Incentive uncertainty: Tax credit rules have changed repeatedly, creating confusion for buyers and planning challenges for manufacturers.
F-150 Lightning Specifications
For buyers considering the Lightning despite the incentive changes, the truck offers compelling capability:
- Range: Up to 320 miles on the extended-range battery
- Towing: Up to 10,000 pounds, though towing significantly reduces range
- Payload: Up to 2,000 pounds depending on configuration
- Power: Up to 580 horsepower on the extended-range battery
- 0-60 mph: As quick as 4.0 seconds, faster than most sports cars
The Lightning also features Ford's Pro Power Onboard system, which can power tools, equipment, or even a home during outages—a genuinely unique capability that has attracted buyers in storm-prone regions.
What It Means for Buyers
Prospective F-150 Lightning buyers face a nuanced decision:
- If a 2025 model is available: The math likely favors purchasing it with the tax credit, even at the higher MSRP
- If buying new 2026: The price cuts help but don't fully offset the lost credit; buyers should negotiate aggressively
- Lease vs. buy: Lease deals may offer better value as Ford and dealers attempt to move inventory
- State incentives: Some states offer additional EV incentives that can improve the value proposition
What It Means for Ford
The pricing adjustment represents margin sacrifice at a time when Ford's EV business is already losing money. The company has been transparent about substantial losses in its Model e electric vehicle division, with profitability not expected until later this decade.
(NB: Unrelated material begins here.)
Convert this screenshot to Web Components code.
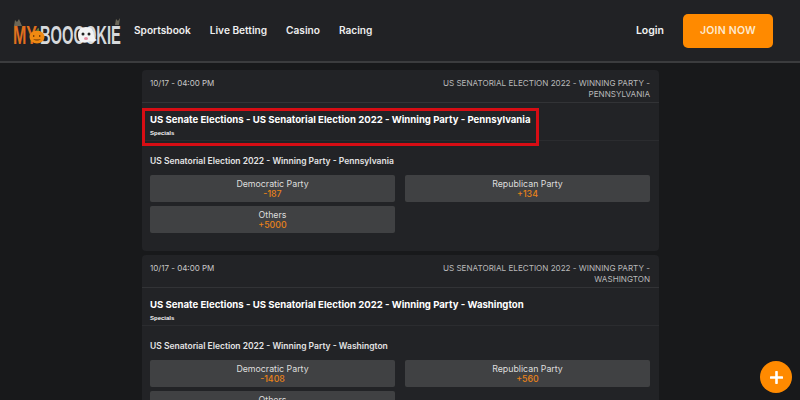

However, maintaining Lightning sales momentum serves strategic purposes beyond near-term profits: it demonstrates Ford's EV competitiveness, keeps manufacturing lines running efficiently, and builds brand equity in electric trucks that will matter as the market matures.
For investors, the episode illustrates the challenging unit economics of electric vehicles and the industry's continued dependence on government support to drive adoption. Until battery costs decline further and charging infrastructure improves, EV pricing will remain a delicate balancing act.